WHAT YOU ARE ASKED TO DO » Your job is to retype all of the data word for word, leaving every image out.

[Begin SUPPLIED DATA]

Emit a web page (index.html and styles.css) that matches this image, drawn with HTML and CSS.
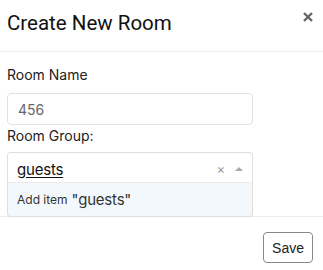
FILE: index.html
```html
<!doctype html>
<html lang="en">
  <head>
    <meta charset="UTF-8" />
    <meta name="viewport" content="width=device-width, initial-scale=1.0" />
    <title>Create New Room</title>
    <link rel="stylesheet" href="styles.css">
  </head>
  <body>
    <div class="modal">
      <div class="modal-header">
        <h2>Create New Room</h2>
        <button class="close" aria-label="Close">
          <svg width="10" height="10" viewBox="0 0 10 10">
            <path d="M1 1 L9 9 M9 1 L1 9" stroke="#666" stroke-width="2.4" stroke-linecap="butt" />
          </svg>
        </button>
      </div>

      <div class="modal-body">
        <label class="field-label" for="room-name">Room Name</label>
        <input class="text-input" id="room-name" type="text" value="456" />

        <label class="field-label group-label">Room Group:</label>
        <div class="select">
          <div class="select-inner">
            <span class="select-value">guests</span>
            <span class="select-clear">×</span>
            <span class="select-arrow"></span>
          </div>
          <div class="select-dropdown">
            <span class="add-text">Add item</span>
            <span class="add-value">"guests"</span>
          </div>
        </div>
      </div>

      <div class="modal-footer">
        <button class="btn">Save</button>
      </div>
    </div>
  </body>
</html>
```

FILE: styles.css
```css
body {
  margin: 0;
  background: #fff;
  font-family: "Inter", sans-serif;
  color: #222;
}

.modal {
  width: 323px;
  height: 270px;
  overflow: hidden;
}

.modal-header {
  display: flex;
  justify-content: space-between;
  align-items: flex-start;
  padding: 8px 10px 13px 7px;
  border-bottom: 1px solid #ececec;
}

.modal-header h2 {
  margin: 0;
  font-family: "Roboto", sans-serif;
  font-weight: 400;
  font-size: 20.5px;
  line-height: 30px;
  color: #111;
}

.close {
  border: 0;
  background: none;
  padding: 0;
  margin-top: 4px;
  width: 10px;
  height: 10px;
  line-height: 0;
  cursor: pointer;
}

.modal-body {
  padding: 12px 7px 34px;
}

.field-label {
  display: block;
  font-size: 14px;
  line-height: 21px;
  color: #222;
  margin-bottom: 8px;
}

.group-label {
  margin-bottom: 6px;
}

.text-input {
  display: block;
  box-sizing: border-box;
  width: 246px;
  height: 32px;
  margin: 0;
  padding: 0 10px;
  border: 1px solid #e2e2e2;
  border-radius: 4px;
  font-family: "Inter", sans-serif;
  font-size: 14px;
  color: #666;
  outline: none;
}

.select {
  position: relative;
  width: 246px;
}

.select-inner {
  display: flex;
  align-items: center;
  box-sizing: border-box;
  height: 30px;
  padding: 0 9px 0 9px;
  border: 1px solid #dedede;
  border-bottom: 0;
  border-radius: 4px 4px 0 0;
  background: #fff;
}

.select-value {
  flex: 1;
  font-size: 15px;
  letter-spacing: -0.2px;
  color: #111;
  text-decoration: underline;
  text-underline-offset: 2px;
  text-decoration-thickness: 1px;
  padding-top: 3px;
}

.select-clear {
  font-size: 13px;
  color: #999;
  margin-right: 10px;
  padding-top: 2px;
}

.select-arrow {
  width: 0;
  height: 0;
  border-left: 4px solid transparent;
  border-right: 4px solid transparent;
  border-bottom: 4px solid #aaa;
  margin-top: 2px;
}

.select-dropdown {
  position: absolute;
  top: 100%;
  left: 0;
  right: 0;
  z-index: 2;
  box-sizing: border-box;
  height: 35px;
  display: flex;
  align-items: center;
  gap: 4px;
  padding: 0 9px;
  background: #f3f8fc;
  border: 1px solid #dedede;
  border-top: 1px solid #ececec;
  border-radius: 0 0 4px 4px;
}

.add-text {
  font-size: 12px;
  color: #333;
}

.add-value {
  font-size: 15px;
  letter-spacing: -0.2px;
  color: #333;
}

.modal-footer {
  display: flex;
  justify-content: flex-end;
  padding: 15px 10px 7px;
  border-top: 1px solid #ececec;
}

.btn {
  box-sizing: border-box;
  height: 31px;
  padding: 0 8px;
  border: 1px solid #888;
  border-radius: 4px;
  background: #fff;
  font-family: "Liberation Sans", Arial, sans-serif;
  font-size: 14px;
  color: #222;
  cursor: pointer;
}
```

[End SUPPLIED DATA]

EXPECTED OUTPUT »
Emit a web page (index.html and styles.css) that matches this image, drawn with HTML and CSS.
FILE: index.html
```html
<!doctype html>
<html lang="en">
  <head>
    <meta charset="UTF-8" />
    <meta name="viewport" content="width=device-width, initial-scale=1.0" />
    <title>Create New Room</title>
    <link rel="stylesheet" href="styles.css">
  </head>
  <body>
    <div class="modal">
      <div class="modal-header">
        <h2>Create New Room</h2>
        <button class="close" aria-label="Close">
          <svg width="10" height="10" viewBox="0 0 10 10">
            <path d="M1 1 L9 9 M9 1 L1 9" stroke="#666" stroke-width="2.4" stroke-linecap="butt" />
          </svg>
        </button>
      </div>

      <div class="modal-body">
        <label class="field-label" for="room-name">Room Name</label>
        <input class="text-input" id="room-name" type="text" value="456" />

        <label class="field-label group-label">Room Group:</label>
        <div class="select">
          <div class="select-inner">
            <span class="select-value">guests</span>
            <span class="select-clear">×</span>
            <span class="select-arrow"></span>
          </div>
          <div class="select-dropdown">
            <span class="add-text">Add item</span>
            <span class="add-value">"guests"</span>
          </div>
        </div>
      </div>

      <div class="modal-footer">
        <button class="btn">Save</button>
      </div>
    </div>
  </body>
</html>
```

FILE: styles.css
```css
body {
  margin: 0;
  background: #fff;
  font-family: "Inter", sans-serif;
  color: #222;
}

.modal {
  width: 323px;
  height: 270px;
  overflow: hidden;
}

.modal-header {
  display: flex;
  justify-content: space-between;
  align-items: flex-start;
  padding: 8px 10px 13px 7px;
  border-bottom: 1px solid #ececec;
}

.modal-header h2 {
  margin: 0;
  font-family: "Roboto", sans-serif;
  font-weight: 400;
  font-size: 20.5px;
  line-height: 30px;
  color: #111;
}

.close {
  border: 0;
  background: none;
  padding: 0;
  margin-top: 4px;
  width: 10px;
  height: 10px;
  line-height: 0;
  cursor: pointer;
}

.modal-body {
  padding: 12px 7px 34px;
}

.field-label {
  display: block;
  font-size: 14px;
  line-height: 21px;
  color: #222;
  margin-bottom: 8px;
}

.group-label {
  margin-bottom: 6px;
}

.text-input {
  display: block;
  box-sizing: border-box;
  width: 246px;
  height: 32px;
  margin: 0;
  padding: 0 10px;
  border: 1px solid #e2e2e2;
  border-radius: 4px;
  font-family: "Inter", sans-serif;
  font-size: 14px;
  color: #666;
  outline: none;
}

.select {
  position: relative;
  width: 246px;
}

.select-inner {
  display: flex;
  align-items: center;
  box-sizing: border-box;
  height: 30px;
  padding: 0 9px 0 9px;
  border: 1px solid #dedede;
  border-bottom: 0;
  border-radius: 4px 4px 0 0;
  background: #fff;
}

.select-value {
  flex: 1;
  font-size: 15px;
  letter-spacing: -0.2px;
  color: #111;
  text-decoration: underline;
  text-underline-offset: 2px;
  text-decoration-thickness: 1px;
  padding-top: 3px;
}

.select-clear {
  font-size: 13px;
  color: #999;
  margin-right: 10px;
  padding-top: 2px;
}

.select-arrow {
  width: 0;
  height: 0;
  border-left: 4px solid transparent;
  border-right: 4px solid transparent;
  border-bottom: 4px solid #aaa;
  margin-top: 2px;
}

.select-dropdown {
  position: absolute;
  top: 100%;
  left: 0;
  right: 0;
  z-index: 2;
  box-sizing: border-box;
  height: 35px;
  display: flex;
  align-items: center;
  gap: 4px;
  padding: 0 9px;
  background: #f3f8fc;
  border: 1px solid #dedede;
  border-top: 1px solid #ececec;
  border-radius: 0 0 4px 4px;
}

.add-text {
  font-size: 12px;
  color: #333;
}

.add-value {
  font-size: 15px;
  letter-spacing: -0.2px;
  color: #333;
}

.modal-footer {
  display: flex;
  justify-content: flex-end;
  padding: 15px 10px 7px;
  border-top: 1px solid #ececec;
}

.btn {
  box-sizing: border-box;
  height: 31px;
  padding: 0 8px;
  border: 1px solid #888;
  border-radius: 4px;
  background: #fff;
  font-family: "Liberation Sans", Arial, sans-serif;
  font-size: 14px;
  color: #222;
  cursor: pointer;
}
```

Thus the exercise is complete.